My mentor-mentee relationship grew organically
Anne-Marie Lacey, managing director of agency Filament PR (pictured on the right with mentor Sarah Pinch), describes how her relationship with her mentor blossomed: “After winning the title of Outstanding Young Communicator at the CIPR North East regional PRide Awards in 2014, I felt it was a real shame that young professionals were winning these awards, but doing nothing with the platform it afforded them to engage with their peers in industry. So much so, in 2015 I approached the then president of the CIPR – Sarah Pinch – to see if we could do something about it. We went on to set up the CIPR’s Young Communicators’ Forum and the rest, as they say, is history.
“My mentor-mentoree relationship with Sarah grew organically – there was no official proposal – just a friendship that blossomed. When an opportunity came to launch my own business, she was the first person I called for advice and since then she’s been my sounding board, the balancing words of wisdom, my number one cheerleader and at times, a critical friend.
“Fast-forward a year and a half and Filament PR is now a thriving business working with clients across the lifestyle, leisure and entertainment sectors, with a particular specialism in brand licensing. Sarah and I have recently formalised our relationship and in January 2017 she was appointed to Filament PR’s non-executive director.”
‘I found it hugely rewarding to have a mentor’
Kate Johns, owner of agency Nudge PR, says she was introduced to her mentor Cirkle’s Caroline Kinsey through the PRCA mentor programme: “I’d specifically requested her from the group of mentors as Cirkle is one of the most successful agencies in our field of food and drink and I admire its work.

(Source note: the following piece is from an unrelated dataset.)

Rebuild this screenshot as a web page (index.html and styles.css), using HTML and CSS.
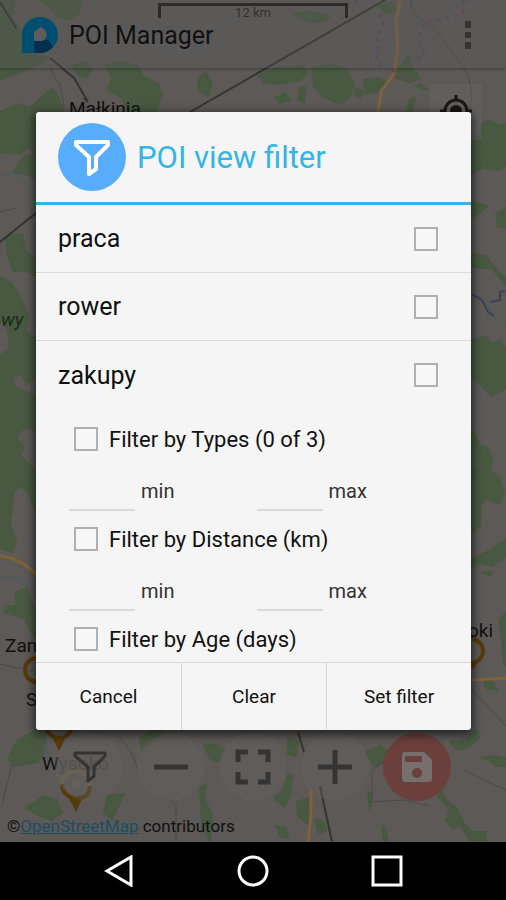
FILE: index.html
```
<!DOCTYPE html>
<html lang="en">
<head>
  <meta charset="UTF-8" />
  <meta name="viewport" content="width=device-width, initial-scale=1" />
  <title>POI Manager</title>
  <link rel="stylesheet" href="styles.css">
</head>

<body>
  <main class="stage">
    <!-- Map -->
    <svg class="map" viewBox="0 0 506 842" preserveAspectRatio="xMidYMid slice" aria-hidden="true">
      <g class="forest">
        <path d="M0 0H15L12 18L22 34V52L48 57L40 64L0 80Z" />
        <path d="M38 0L52 8L56 16L68 20L78 14L82 4L76 0Z" />
        <path d="M0 112L18 104L30 108L52 88L58 96L64 112H36V150L28 148L20 154L0 152Z" />
        <path d="M72 66L84 62L92 70L86 78L78 74Z" />
        <path d="M106 66L118 62L138 66L142 76L158 84L162 96L156 112H128L122 98L108 90L112 78Z" />
        <path d="M198 78L206 72L212 84L208 96L198 90Z" />
        <path d="M294 14L308 12L330 16L324 21L308 22Z" />
        <path d="M378 6L390 3L396 9L386 13Z" />
        <path d="M258 76L276 68L300 66L308 72L300 80L280 84L264 82Z" />
        <path d="M312 68L330 64L346 70L354 84L350 96L340 104L322 96L314 86Z" />
        <path d="M276 98L284 93L290 100L280 103ZM300 88L306 86L304 102L298 100ZM356 88L364 92L360 98L355 94Z" />
        <path d="M364 80L378 78L386 82L376 92L366 94ZM392 76L402 66L408 54L412 68L420 78L410 82ZM410 100L415 98L412 112H407ZM428 90L420 84L416 86Z" />
        <path d="M22 158L36 154V178L26 174L14 172Z" />
        <path d="M6 236L22 234L26 252L36 260V276L24 270L14 272L8 256Z" />
        <path d="M0 276L12 284L20 296L28 316L26 332L36 338V378L26 384L22 374L12 376L16 388L36 396V430L24 428L16 438L24 446L20 456L36 470V512L28 492L22 486L14 490L10 524L16 540L12 552L0 548V356L10 348L6 320L0 322Z" />
        <path d="M16 592L26 588L36 612V640L24 618L4 612L6 606H16Z" />
        <path d="M472 140L480 136L482 124L490 120L500 126L506 124V166L498 170L482 168L472 174Z" />
        <path d="M472 202L488 206L480 212L472 218ZM472 254L486 256L498 272L506 278V286L492 268L480 268L472 266Z" />
        <path d="M506 208L496 214L498 226L506 228ZM472 342L484 336L492 344L500 340L506 350V388L492 396L472 376Z" />
        <path d="M472 430L480 446L488 448L492 458L490 470L500 480L504 494L498 504L486 498L480 506V526L472 532Z" />
        <path d="M472 560L486 552L506 540V556L492 566L480 562L472 568ZM482 572L492 572L490 576ZM506 612L500 620L504 664L506 665ZM484 682L490 680L498 690L486 688Z" />
        <path d="M18 740L36 730H46L44 752L38 762L14 766L8 758Z" />
        <path d="M26 808L44 796L56 800L62 812L52 820L36 814ZM104 812L108 796L124 794L118 806L112 820ZM140 738L152 730H164L156 738L142 750Z" />
        <path d="M204 746L216 744L224 750L218 762L210 758ZM200 788L206 784L204 798L212 816L210 842L202 822Z" />
        <path d="M288 738L298 742L296 756L288 754ZM288 774L292 776L290 796L284 806L274 798L284 790ZM297 802L308 798L312 814L308 824L298 816ZM316 820L324 822L326 830L318 834ZM276 826L286 828L288 838L280 836Z" />
        <path d="M366 752L380 746L388 752L384 762L374 766ZM368 792L372 794L370 810ZM382 826L386 830L388 842H384Z" />
        <path d="M450 742L466 740L476 730L480 736L470 746L458 750ZM480 758L492 756L506 758V766L496 766L490 760Z" />
        <path d="M434 766L440 784L444 798L456 808L464 824L472 832H486V842H472L460 826L452 828L446 820L450 810L438 796Z" />
      </g>

      <g class="stream">
        <path d="M0 176Q14 170 22 180T36 186M0 578Q10 574 22 580T36 574" />
        <path d="M472 298Q486 300 490 310T506 322" />
        <path d="M150 34Q158 50 180 54Q200 50 206 40T236 16" />
        <path d="M40 738Q48 756 60 770T54 800" />
      </g>

      <g class="lane">
        <path d="M50 64Q52 76 60 84M60 84L64 106M410 0Q414 16 424 22T446 44T466 72T470 112" />
        <path d="M0 664L36 672M472 690L506 726M2 806L12 764M150 744L160 728M118 736Q132 748 138 770M164 796L176 804V842" />
        <path d="M372 798V770L384 762M370 802L404 800L430 806M464 770L506 790M0 212L16 208M472 480L480 470" />
      </g>

      <g class="rail">
        <path d="M0 2L16 28M50 58L74 78L88 102L84 98M385 0L190 112M36 213L0 242M298 732L304 752M320 786L332 842" />
      </g>

      <g class="road">
        <path d="M400 0L396 22L398 50L394 74L382 90L378 112M0 556Q20 558 36 574M472 680L506 678M311 790V814L308 842" />
      </g>

      <g class="border">
        <path d="M356 0L352 10M380 14L384 26L376 36L378 48L376 60L384 68M464 0L462 14L444 18L426 22L420 30V44L424 52L414 64M392 70L412 80" />
      </g>
      <path class="river" d="M472 294L482 300L488 312L494 316M490 302L500 300V292L505 291" />

      <!-- Map pins -->
      <g class="pin">
        <circle cx="37" cy="670" r="12" />
        <circle cx="471" cy="651" r="12" />
        <circle cx="59" cy="725" r="13" />
        <path d="M62 784Q63 797 76 798T90 786" />
        <path class="tip" d="M53 739H65L59 751ZM69 798L82 799L76 812ZM471 664L478 662L473 670Z" />
      </g>
      <g class="pin pin-faded">
        <path d="M62 784A14 14 0 1 1 90 786" />
        <circle class="tip" cx="76" cy="784" r="4" />
      </g>

      <g class="place">
        <text x="69" y="115">Małkinia</text>
        <text x="5" y="652">Zambrów</text>
        <text x="26" y="706">S</text>
        <text x="468" y="637">oki</text>
        <text x="42" y="770">W<tspan class="covered">ysoko</tspan></text>
        <text class="region" x="1" y="326">wy</text>
      </g>
    </svg>

    <div class="scale">12 km</div>

    <header class="app-bar">
      <svg class="logo" viewBox="0 0 40 40" aria-hidden="true">
        <path fill="#004e70" d="M2 38V19A18 18 0 1 1 20 38Z" />
        <path fill="#052f4f" d="M14 25L28 25L33 32Q27 38 20 38H14Z" />
        <path fill="#5f5c5a" d="M21 12L25 15A7 7 0 0 1 22 26H14V17L18 14Z" />
      </svg>
      <h1 class="app-title">POI Manager</h1>
      <button class="more" type="button" aria-label="More options">
        <svg viewBox="0 0 8 28" width="8" height="28"><path d="M1 0H7V7H1ZM1 11H7V17H1ZM1 21H7V28H1Z" /></svg>
      </button>
    </header>

    <button class="locate" type="button" aria-label="My location">
      <svg viewBox="0 0 32 32" width="32" height="32">
        <circle cx="16" cy="16" r="11" fill="none" stroke="#171717" stroke-width="3" />
        <circle cx="16" cy="16" r="6" fill="#171717" />
        <path d="M16 0V6M0 16H6M26 16H32M16 26V32" stroke="#171717" stroke-width="3" />
      </svg>
    </button>

    <div class="map-controls">
      <div class="toolbar">
        <button class="tool" type="button" aria-label="Filter">
          <svg viewBox="0 0 36 36" width="36" height="36"><path d="M4 4H34V7L23 18V27L17 32V18L4 7Z" fill="none" stroke="#343434" stroke-width="3" stroke-linejoin="round" /></svg>
        </button>
        <button class="tool" type="button" aria-label="Zoom out">
          <svg viewBox="0 0 36 36" width="36" height="36"><path d="M1 18H35" stroke="#343434" stroke-width="5" /></svg>
        </button>
        <button class="tool" type="button" aria-label="Fit to screen">
          <svg viewBox="0 0 36 36" width="36" height="36"><path d="M3 13V3H13M23 3H33V13M33 23V33H23M13 33H3V23" fill="none" stroke="#343434" stroke-width="5" /></svg>
        </button>
        <button class="tool" type="button" aria-label="Zoom in">
          <svg viewBox="0 0 36 36" width="36" height="36"><path d="M1 18H35M18 1V35" stroke="#343434" stroke-width="5" /></svg>
        </button>
        <button class="tool tool-save" type="button" aria-label="Save">
          <svg viewBox="0 0 36 36" width="36" height="36">
            <path fill="#75706b" fill-rule="evenodd" d="M6 3H25L33 11V30Q33 33 30 33H6Q3 33 3 30V6Q3 3 6 3ZM6 7V13H23V7ZM18 19A5 5 0 1 0 18 29A5 5 0 1 0 18 19Z" />
          </svg>
        </button>
      </div>
      <p class="credit">©<a href="#">OpenStreetMap</a> contributors</p>
    </div>

    <!-- Filter dialog -->
    <div class="overlay">
      <form class="dialog" role="dialog" aria-labelledby="dialogTitle">
        <div class="dialog-head">
          <svg class="badge" viewBox="0 0 68 68" width="68" height="68" aria-hidden="true">
            <circle cx="34" cy="34" r="34" fill="#57adfc" />
            <path d="M18 19H50V22L38 34V46L31 51V34L18 22Z" fill="none" stroke="#fff" stroke-width="4" stroke-linejoin="round" />
          </svg>
          <h2 class="dialog-title" id="dialogTitle">POI view filter</h2>
        </div>

        <div class="dialog-body">
          <label class="type-row">praca <input class="check" type="checkbox" /></label>
          <label class="type-row">rower <input class="check" type="checkbox" /></label>
          <label class="type-row">zakupy <input class="check" type="checkbox" /></label>

          <div class="filters">
            <label class="filter-row"><input class="check" type="checkbox" /> Filter by Types (0 of 3)</label>
            <div class="range-row">
              <label class="range"><input class="field" type="text" /> min</label>
              <label class="range"><input class="field" type="text" /> max</label>
            </div>
            <label class="filter-row"><input class="check" type="checkbox" /> Filter by Distance (km)</label>
            <div class="range-row">
              <label class="range"><input class="field" type="text" /> min</label>
              <label class="range"><input class="field" type="text" /> max</label>
            </div>
            <label class="filter-row"><input class="check" type="checkbox" /> Filter by Age (days)</label>
          </div>
        </div>

        <div class="dialog-actions">
          <button class="action" type="button">Cancel</button>
          <button class="action" type="button">Clear</button>
          <button class="action" type="button">Set filter</button>
        </div>
      </form>
    </div>
  </main>

  <!-- System navigation -->
  <nav class="nav-bar">
    <button class="nav-key" type="button" aria-label="Back">
      <svg viewBox="0 0 32 32" width="32" height="32"><path d="M28 2V30L4 16Z" /></svg>
    </button>
    <button class="nav-key" type="button" aria-label="Home">
      <svg viewBox="0 0 32 32" width="32" height="32"><circle cx="16" cy="16" r="14" /></svg>
    </button>
    <button class="nav-key" type="button" aria-label="Recent apps">
      <svg viewBox="0 0 32 32" width="32" height="32"><path d="M2 2H30V30H2Z" /></svg>
    </button>
  </nav>
</body>
</html>
```
FILE: styles.css
```
* {
  margin: 0;
  padding: 0;
  box-sizing: border-box;
}

body {
  font-family: Roboto, sans-serif;
  background-color: #000;
  color: #111;
  height: 100vh;
  display: flex;
  flex-direction: column;
}

button {
  font-family: inherit;
  border: none;
  background: none;
  cursor: pointer;
}

.stage {
  flex: 1;
  min-height: 0;
  position: relative;
  display: flex;
  flex-direction: column;
  overflow: hidden;
  background-color: #5c5957;
}

/* Map */
.map {
  position: absolute;
  inset: 0;
  width: 100%;
  height: 100%;
}

.forest {
  fill: #485841;
  stroke: #485841;
  stroke-width: 2;
  stroke-linejoin: round;
}

.stream,
.lane,
.rail,
.road,
.border,
.river {
  fill: none;
}

.stream {
  stroke: #4e5c5e;
  stroke-width: 2;
}

.lane {
  stroke: #4c4a48;
}

.rail {
  stroke: #353433;
  stroke-width: 2;
}

.road {
  stroke: #80613a;
  stroke-width: 3;
}

.border {
  stroke: #62465f;
  stroke-width: 3;
  stroke-dasharray: 4 5;
}

.river {
  stroke: #3f4058;
  stroke-width: 2;
}

.pin {
  fill: none;
  stroke: #553a0c;
  stroke-width: 4;
}

.pin .tip {
  fill: #553a0c;
  stroke: none;
}

.pin-faded {
  stroke: #6a6250;
}

.pin-faded .tip {
  fill: #6a6250;
}

.place {
  font-size: 19px;
  fill: #111;
}

.place .covered {
  fill: #464443;
}

.place .region {
  fill: #1c2b1c;
  font-style: italic;
}

.scale {
  position: absolute;
  top: 3px;
  left: 50%;
  transform: translateX(-50%);
  width: 190px;
  height: 15px;
  border: 3px solid #171717;
  border-bottom: none;
  font-size: 13px;
  line-height: 13px;
  text-align: center;
  color: #222;
}

/* App bar */
.app-bar {
  position: relative;
  display: flex;
  align-items: center;
  gap: 9px;
  height: 68px;
  padding: 2px 32px 0 20px;
  background-color: rgba(90, 90, 90, 0.3);
  box-shadow: 0 1px 3px rgba(0, 0, 0, 0.3);
}

.logo {
  width: 40px;
  height: 40px;
}

.app-title {
  flex: 1;
  font-size: 25px;
  font-weight: 400;
}

.more {
  width: 12px;
  height: 28px;
}

.more svg {
  fill: #353433;
}

.locate {
  position: absolute;
  top: 84px;
  right: 24px;
  width: 52px;
  height: 56px;
  background-color: rgba(110, 110, 110, 0.3);
}

/* Map buttons and credit */
.map-controls {
  position: relative;
  margin-top: auto;
  padding-bottom: 5px;
}

.toolbar {
  display: flex;
  justify-content: center;
  gap: 14px;
}

.tool {
  display: grid;
  place-items: center;
  width: 68px;
  height: 68px;
  border-radius: 50%;
  background-color: rgba(100, 98, 96, 0.4);
}

.tool-save {
  background-color: #6b3f3b;
}

.credit {
  margin-top: 14px;
  padding-left: 7px;
  font-size: 17px;
  line-height: 22px;
}

.credit a {
  color: #1d4d63;
}

/* Dialog */
.overlay {
  position: absolute;
  inset: 0;
  display: grid;
  place-items: center;
  padding: 112px 35px 112px 36px;
}

.dialog {
  display: flex;
  flex-direction: column;
  width: 100%;
  max-width: 560px;
  max-height: 100%;
  min-height: 0;
  border-radius: 3px;
  background-color: #f5f5f5;
  box-shadow: 0 3px 10px 2px rgba(0, 0, 0, 0.6);
  overflow: hidden;
}

.dialog-head {
  flex: none;
  display: flex;
  align-items: center;
  gap: 11px;
  padding: 11px 22px;
  border-bottom: 3px solid #33b5e5;
}

.dialog-title {
  font-size: 31px;
  font-weight: 400;
  color: #33b5e5;
}

.dialog-body {
  flex: 1;
  min-height: 0;
  overflow-y: auto;
  scrollbar-width: none;
}

.type-row {
  display: flex;
  align-items: center;
  justify-content: space-between;
  height: 68px;
  padding: 0 33px 0 22px;
  border-bottom: 1px solid #dcdcdc;
  font-size: 25px;
}

.type-row:nth-child(3) {
  border-bottom: none;
}

.check {
  appearance: none;
  flex: none;
  width: 24px;
  height: 24px;
  border: 2px solid #b0b0b0;
  background-color: #f7f7f7;
}

.check:checked {
  background-color: #33b5e5;
}

.filters {
  padding: 5px 33px 0;
}

.filter-row {
  display: flex;
  align-items: center;
  gap: 11px;
  height: 50px;
  padding-left: 5px;
  font-size: 22px;
}

.range-row {
  display: grid;
  grid-template-columns: 1fr 1fr;
  column-gap: 6px;
  height: 50px;
}

.range {
  display: flex;
  align-items: center;
  gap: 6px;
  padding-top: 4px;
  font-size: 20px;
  color: #333;
}

.field {
  width: 66px;
  height: 40px;
  padding: 0 4px;
  border: none;
  border-bottom: 2px solid #dadada;
  background: none;
  font-family: inherit;
  font-size: 20px;
}

.dialog-actions {
  flex: none;
  display: grid;
  grid-template-columns: repeat(3, 1fr);
  border-top: 1px solid #d6d6d6;
}

.action {
  height: 67px;
  font-size: 19px;
  color: #111;
}

.action + .action {
  border-left: 1px solid #d6d6d6;
}

/* System navigation */
.nav-bar {
  flex: none;
  display: flex;
  justify-content: center;
  align-items: center;
  gap: 102px;
  height: 58px;
}

.nav-key {
  width: 32px;
  height: 32px;
}

.nav-key svg {
  display: block;
  fill: none;
  stroke: #fff;
  stroke-width: 3;
}
```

“I found it hugely rewarding to have a mentor, to have someone who has trodden the same path and at the same time, can look at my business from an objective perspective. Her advice was invaluable on many levels, but in particular on the strategic and on the financial sides of the business. The year after we started meeting, Nudge’s turnover doubled and it increased by the same amount again the following year, 2017. We completed the mentor programme in mid-2016, but Caroline and I are still regularly in touch. Her counsel continues to be extremely valuable to me.

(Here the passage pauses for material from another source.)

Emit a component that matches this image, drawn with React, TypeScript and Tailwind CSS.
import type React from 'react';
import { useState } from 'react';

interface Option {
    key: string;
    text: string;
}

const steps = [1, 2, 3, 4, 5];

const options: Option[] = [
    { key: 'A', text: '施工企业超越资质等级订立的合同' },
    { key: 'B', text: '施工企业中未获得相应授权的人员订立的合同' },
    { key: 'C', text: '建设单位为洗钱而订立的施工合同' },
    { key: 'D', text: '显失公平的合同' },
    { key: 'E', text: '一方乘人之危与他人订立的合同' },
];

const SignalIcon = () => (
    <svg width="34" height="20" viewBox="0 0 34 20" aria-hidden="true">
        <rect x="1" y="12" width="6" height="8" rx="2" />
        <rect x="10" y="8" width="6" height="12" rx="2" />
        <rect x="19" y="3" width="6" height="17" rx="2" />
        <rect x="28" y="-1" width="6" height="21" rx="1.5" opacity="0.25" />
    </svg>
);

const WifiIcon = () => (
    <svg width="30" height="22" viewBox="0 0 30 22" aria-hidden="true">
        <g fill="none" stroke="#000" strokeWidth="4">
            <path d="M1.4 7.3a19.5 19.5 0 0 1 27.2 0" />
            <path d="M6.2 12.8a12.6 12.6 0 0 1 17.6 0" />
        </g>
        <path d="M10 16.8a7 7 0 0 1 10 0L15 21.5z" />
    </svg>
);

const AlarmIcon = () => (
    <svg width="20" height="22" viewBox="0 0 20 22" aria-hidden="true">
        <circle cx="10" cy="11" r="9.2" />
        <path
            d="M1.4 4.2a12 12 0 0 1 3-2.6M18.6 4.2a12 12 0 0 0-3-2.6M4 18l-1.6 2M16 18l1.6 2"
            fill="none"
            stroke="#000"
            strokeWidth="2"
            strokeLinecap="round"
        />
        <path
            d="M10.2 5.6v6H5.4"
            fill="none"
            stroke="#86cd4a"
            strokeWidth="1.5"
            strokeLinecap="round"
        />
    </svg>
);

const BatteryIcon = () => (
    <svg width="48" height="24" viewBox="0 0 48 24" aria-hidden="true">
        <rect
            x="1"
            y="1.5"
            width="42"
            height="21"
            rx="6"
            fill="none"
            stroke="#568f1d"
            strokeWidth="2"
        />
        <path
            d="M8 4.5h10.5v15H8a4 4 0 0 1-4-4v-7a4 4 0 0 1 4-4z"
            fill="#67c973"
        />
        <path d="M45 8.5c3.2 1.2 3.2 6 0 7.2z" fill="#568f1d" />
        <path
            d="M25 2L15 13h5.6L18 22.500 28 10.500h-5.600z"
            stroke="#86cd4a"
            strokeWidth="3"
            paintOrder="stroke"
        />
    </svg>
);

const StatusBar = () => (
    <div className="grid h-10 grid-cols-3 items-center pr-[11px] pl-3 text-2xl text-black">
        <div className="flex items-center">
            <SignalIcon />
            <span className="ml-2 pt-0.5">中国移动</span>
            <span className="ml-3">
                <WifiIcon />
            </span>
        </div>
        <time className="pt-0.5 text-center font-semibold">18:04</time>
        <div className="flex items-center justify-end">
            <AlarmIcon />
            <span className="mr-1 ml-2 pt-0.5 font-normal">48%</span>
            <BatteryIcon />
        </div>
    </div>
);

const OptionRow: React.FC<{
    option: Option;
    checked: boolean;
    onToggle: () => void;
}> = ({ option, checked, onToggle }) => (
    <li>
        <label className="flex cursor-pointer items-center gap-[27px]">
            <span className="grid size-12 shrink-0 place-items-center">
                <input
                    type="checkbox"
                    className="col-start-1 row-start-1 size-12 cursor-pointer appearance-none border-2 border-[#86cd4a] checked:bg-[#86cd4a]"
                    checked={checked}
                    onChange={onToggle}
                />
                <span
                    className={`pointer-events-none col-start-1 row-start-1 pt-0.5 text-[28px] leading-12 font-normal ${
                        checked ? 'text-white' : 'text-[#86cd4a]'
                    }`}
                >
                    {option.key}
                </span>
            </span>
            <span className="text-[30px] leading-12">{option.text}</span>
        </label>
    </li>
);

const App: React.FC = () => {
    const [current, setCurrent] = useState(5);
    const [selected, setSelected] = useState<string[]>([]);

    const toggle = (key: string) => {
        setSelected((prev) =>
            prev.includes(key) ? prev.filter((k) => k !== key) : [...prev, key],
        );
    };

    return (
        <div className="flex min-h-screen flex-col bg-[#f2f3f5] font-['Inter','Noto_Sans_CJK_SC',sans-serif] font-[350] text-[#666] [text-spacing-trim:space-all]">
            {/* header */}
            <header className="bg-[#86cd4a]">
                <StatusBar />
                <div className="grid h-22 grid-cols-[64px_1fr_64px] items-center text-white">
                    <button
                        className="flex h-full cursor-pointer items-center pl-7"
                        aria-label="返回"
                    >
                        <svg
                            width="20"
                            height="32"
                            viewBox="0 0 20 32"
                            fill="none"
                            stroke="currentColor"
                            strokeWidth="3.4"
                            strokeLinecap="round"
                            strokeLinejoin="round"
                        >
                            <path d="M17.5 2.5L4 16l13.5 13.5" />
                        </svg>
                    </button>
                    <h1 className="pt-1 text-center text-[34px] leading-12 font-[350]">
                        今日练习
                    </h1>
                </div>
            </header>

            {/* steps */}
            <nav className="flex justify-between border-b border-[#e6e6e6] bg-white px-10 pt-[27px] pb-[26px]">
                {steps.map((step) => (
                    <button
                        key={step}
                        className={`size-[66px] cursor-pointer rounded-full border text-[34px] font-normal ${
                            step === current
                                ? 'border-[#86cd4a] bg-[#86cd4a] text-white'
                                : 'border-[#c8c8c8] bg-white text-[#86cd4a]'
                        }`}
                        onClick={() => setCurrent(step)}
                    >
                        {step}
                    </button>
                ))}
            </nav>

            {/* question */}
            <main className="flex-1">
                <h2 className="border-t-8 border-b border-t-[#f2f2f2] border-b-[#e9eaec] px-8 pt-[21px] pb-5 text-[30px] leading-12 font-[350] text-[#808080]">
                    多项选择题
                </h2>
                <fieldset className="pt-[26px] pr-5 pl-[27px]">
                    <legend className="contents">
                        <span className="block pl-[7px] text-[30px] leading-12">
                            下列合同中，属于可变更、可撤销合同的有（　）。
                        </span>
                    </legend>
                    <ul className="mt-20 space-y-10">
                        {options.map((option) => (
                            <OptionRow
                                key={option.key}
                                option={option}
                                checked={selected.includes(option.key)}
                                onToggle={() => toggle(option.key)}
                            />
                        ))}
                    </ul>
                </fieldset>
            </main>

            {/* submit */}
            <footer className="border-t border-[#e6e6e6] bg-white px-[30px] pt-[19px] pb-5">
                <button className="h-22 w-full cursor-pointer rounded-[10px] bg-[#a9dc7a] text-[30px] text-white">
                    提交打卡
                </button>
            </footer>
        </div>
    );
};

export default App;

“Like any successful relationship, there needs to be a good fit between mentor and mentee and I certainly found this to be the case with Caroline and me. We share similar levels of great enthusiasm for our field of food and drink PR, for growing our businesses and motivating our staff.”
‘Our meetings focused on me’
Anna Geffert, associate partner at communications firm Newgate and newly elected sponsorship secretary at Women in PR (WPR), got her mentor with help from WPR: “When juggling the 24/7, digital, social, deadline-driven roles we play, it’s often difficult to poke your head out of the circus tent to realise where you are or where you are going next in your career.
“Last year, having reached a stage in my job where I was hitting multiple crossroads, I needed guidance from someone experienced in our world, but also independent. I successfully applied for the WPR Mentoring Programme and was fortunate enough to have Shelley Facius as my mentor.
“Our meetings focused on me, not my clients, my team or my family, and gave me the opportunity to analyse my position and my long-term career progression. For want of a better phrase, it was ‘Professional Me Time’. By focussing on me, I was able to move agency, retrain in financial PR and grow a new team - and I couldn’t be happier in my new career. Each year the WPR mentoring programme has grown in size and popularity so as we celebrate its fifth anniversary, we’re expecting 2018 to break even more records.”
The mentor/mentee relationship is one that gives to both sides, so if you want the help and support of a senior professional, don’t be afraid to ask them, as you will be helping them as well as yourself.